The task: Every line holding the string "styles" should be gathered.

Source material:
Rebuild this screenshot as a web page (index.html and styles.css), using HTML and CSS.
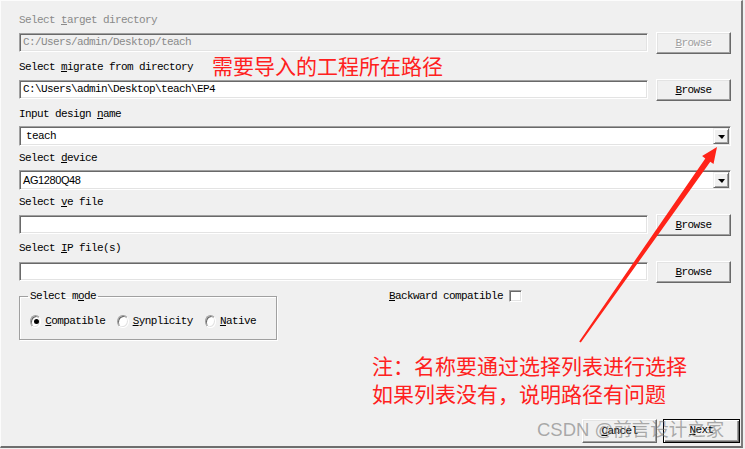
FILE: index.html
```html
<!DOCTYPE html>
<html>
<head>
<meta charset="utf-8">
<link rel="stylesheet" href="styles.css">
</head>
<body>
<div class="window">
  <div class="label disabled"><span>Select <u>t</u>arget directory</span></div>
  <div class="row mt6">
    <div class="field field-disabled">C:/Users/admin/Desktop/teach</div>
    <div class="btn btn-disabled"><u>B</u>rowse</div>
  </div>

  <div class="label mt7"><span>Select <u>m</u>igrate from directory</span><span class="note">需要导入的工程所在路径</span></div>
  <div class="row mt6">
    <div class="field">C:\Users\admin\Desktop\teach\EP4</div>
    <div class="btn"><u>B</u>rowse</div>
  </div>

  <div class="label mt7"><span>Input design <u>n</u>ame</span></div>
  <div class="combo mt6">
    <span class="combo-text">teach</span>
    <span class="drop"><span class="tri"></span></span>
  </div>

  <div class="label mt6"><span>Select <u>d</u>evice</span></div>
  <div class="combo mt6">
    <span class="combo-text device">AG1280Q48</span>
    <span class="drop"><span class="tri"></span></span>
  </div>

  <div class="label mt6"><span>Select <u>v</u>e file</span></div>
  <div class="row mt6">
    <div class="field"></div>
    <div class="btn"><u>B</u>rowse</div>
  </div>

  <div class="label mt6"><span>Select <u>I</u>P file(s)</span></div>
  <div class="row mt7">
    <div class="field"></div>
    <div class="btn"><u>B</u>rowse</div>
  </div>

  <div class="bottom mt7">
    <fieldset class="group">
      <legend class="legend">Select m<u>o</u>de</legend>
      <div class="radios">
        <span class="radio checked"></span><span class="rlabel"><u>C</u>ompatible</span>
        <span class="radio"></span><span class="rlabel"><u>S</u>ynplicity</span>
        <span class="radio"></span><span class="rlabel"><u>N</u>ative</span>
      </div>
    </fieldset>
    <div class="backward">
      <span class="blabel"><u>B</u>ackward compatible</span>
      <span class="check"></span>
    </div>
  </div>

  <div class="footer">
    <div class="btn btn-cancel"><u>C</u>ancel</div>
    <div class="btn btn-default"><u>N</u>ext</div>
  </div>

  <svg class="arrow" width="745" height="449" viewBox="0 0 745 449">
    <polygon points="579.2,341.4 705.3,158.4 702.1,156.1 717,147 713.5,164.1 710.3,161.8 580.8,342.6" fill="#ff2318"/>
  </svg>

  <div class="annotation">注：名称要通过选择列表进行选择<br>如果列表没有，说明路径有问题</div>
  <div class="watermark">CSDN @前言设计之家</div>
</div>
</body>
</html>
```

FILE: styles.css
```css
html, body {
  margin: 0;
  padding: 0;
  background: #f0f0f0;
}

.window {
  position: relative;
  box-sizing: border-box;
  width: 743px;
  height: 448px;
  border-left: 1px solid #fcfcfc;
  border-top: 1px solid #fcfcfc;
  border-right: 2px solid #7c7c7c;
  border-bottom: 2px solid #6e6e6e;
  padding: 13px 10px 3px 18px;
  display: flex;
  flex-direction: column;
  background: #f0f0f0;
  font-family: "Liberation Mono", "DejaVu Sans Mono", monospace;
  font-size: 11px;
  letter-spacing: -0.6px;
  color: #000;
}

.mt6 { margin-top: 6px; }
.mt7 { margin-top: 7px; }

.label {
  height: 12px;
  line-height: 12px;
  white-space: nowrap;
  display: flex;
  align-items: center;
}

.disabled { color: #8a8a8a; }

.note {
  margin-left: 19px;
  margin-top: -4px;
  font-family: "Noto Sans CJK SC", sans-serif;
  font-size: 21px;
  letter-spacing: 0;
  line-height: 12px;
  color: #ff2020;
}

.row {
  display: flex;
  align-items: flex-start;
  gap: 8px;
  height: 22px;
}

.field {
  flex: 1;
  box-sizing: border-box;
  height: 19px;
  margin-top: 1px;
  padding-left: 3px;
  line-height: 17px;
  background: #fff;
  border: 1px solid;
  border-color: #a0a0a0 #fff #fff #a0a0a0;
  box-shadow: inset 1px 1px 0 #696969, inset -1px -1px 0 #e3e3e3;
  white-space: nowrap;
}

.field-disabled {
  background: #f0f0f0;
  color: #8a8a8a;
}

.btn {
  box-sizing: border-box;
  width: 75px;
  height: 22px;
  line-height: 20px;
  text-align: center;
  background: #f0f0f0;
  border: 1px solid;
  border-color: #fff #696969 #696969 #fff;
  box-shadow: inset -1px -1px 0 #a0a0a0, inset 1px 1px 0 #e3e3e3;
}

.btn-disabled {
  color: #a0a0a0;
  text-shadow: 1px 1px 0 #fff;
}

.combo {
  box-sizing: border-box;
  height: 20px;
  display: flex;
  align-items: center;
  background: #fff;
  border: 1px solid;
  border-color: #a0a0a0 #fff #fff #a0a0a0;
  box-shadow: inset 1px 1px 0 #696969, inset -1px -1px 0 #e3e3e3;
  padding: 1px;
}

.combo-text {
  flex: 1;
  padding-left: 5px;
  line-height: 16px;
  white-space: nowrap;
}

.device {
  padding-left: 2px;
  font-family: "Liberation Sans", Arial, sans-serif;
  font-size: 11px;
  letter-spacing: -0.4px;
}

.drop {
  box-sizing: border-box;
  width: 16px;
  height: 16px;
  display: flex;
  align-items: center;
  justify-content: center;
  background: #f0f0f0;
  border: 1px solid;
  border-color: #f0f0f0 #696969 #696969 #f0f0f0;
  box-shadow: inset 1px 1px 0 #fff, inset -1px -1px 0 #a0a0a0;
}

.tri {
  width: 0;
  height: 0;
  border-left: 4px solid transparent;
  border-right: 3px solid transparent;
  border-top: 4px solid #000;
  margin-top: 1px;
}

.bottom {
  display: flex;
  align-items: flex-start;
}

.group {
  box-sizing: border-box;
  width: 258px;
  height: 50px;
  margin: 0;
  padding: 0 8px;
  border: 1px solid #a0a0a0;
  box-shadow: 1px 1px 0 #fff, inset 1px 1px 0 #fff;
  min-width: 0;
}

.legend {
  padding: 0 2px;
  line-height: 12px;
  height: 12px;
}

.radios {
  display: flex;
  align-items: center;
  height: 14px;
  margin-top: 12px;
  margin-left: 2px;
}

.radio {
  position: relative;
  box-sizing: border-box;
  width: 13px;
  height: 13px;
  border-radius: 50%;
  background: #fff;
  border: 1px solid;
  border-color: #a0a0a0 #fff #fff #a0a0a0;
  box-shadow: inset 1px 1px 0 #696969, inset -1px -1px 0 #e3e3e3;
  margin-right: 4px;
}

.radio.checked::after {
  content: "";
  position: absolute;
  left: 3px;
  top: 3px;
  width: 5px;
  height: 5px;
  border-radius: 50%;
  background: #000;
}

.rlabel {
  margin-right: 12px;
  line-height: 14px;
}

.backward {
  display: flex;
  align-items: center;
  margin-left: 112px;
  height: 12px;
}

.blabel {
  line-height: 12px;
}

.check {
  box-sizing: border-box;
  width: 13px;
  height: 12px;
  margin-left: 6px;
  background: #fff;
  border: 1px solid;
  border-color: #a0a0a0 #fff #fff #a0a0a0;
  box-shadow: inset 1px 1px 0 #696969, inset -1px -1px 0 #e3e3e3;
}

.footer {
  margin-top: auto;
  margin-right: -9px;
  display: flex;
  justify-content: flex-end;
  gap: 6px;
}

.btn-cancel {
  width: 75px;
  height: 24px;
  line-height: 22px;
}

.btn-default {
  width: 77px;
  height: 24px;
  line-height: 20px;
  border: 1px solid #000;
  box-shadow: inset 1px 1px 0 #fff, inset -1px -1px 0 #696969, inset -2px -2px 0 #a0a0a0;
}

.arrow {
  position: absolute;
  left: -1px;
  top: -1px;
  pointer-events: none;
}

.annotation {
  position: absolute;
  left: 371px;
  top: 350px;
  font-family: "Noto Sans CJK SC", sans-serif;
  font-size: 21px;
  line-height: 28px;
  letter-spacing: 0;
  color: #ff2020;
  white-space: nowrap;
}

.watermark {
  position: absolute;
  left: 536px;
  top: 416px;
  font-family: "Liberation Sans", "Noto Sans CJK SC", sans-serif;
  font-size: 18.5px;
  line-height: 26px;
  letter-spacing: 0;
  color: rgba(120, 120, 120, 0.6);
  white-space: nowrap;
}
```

Exercise solution:
Rebuild this screenshot as a web page (index.html and styles.css), using HTML and CSS.
<link rel="stylesheet" href="styles.css">
FILE: styles.css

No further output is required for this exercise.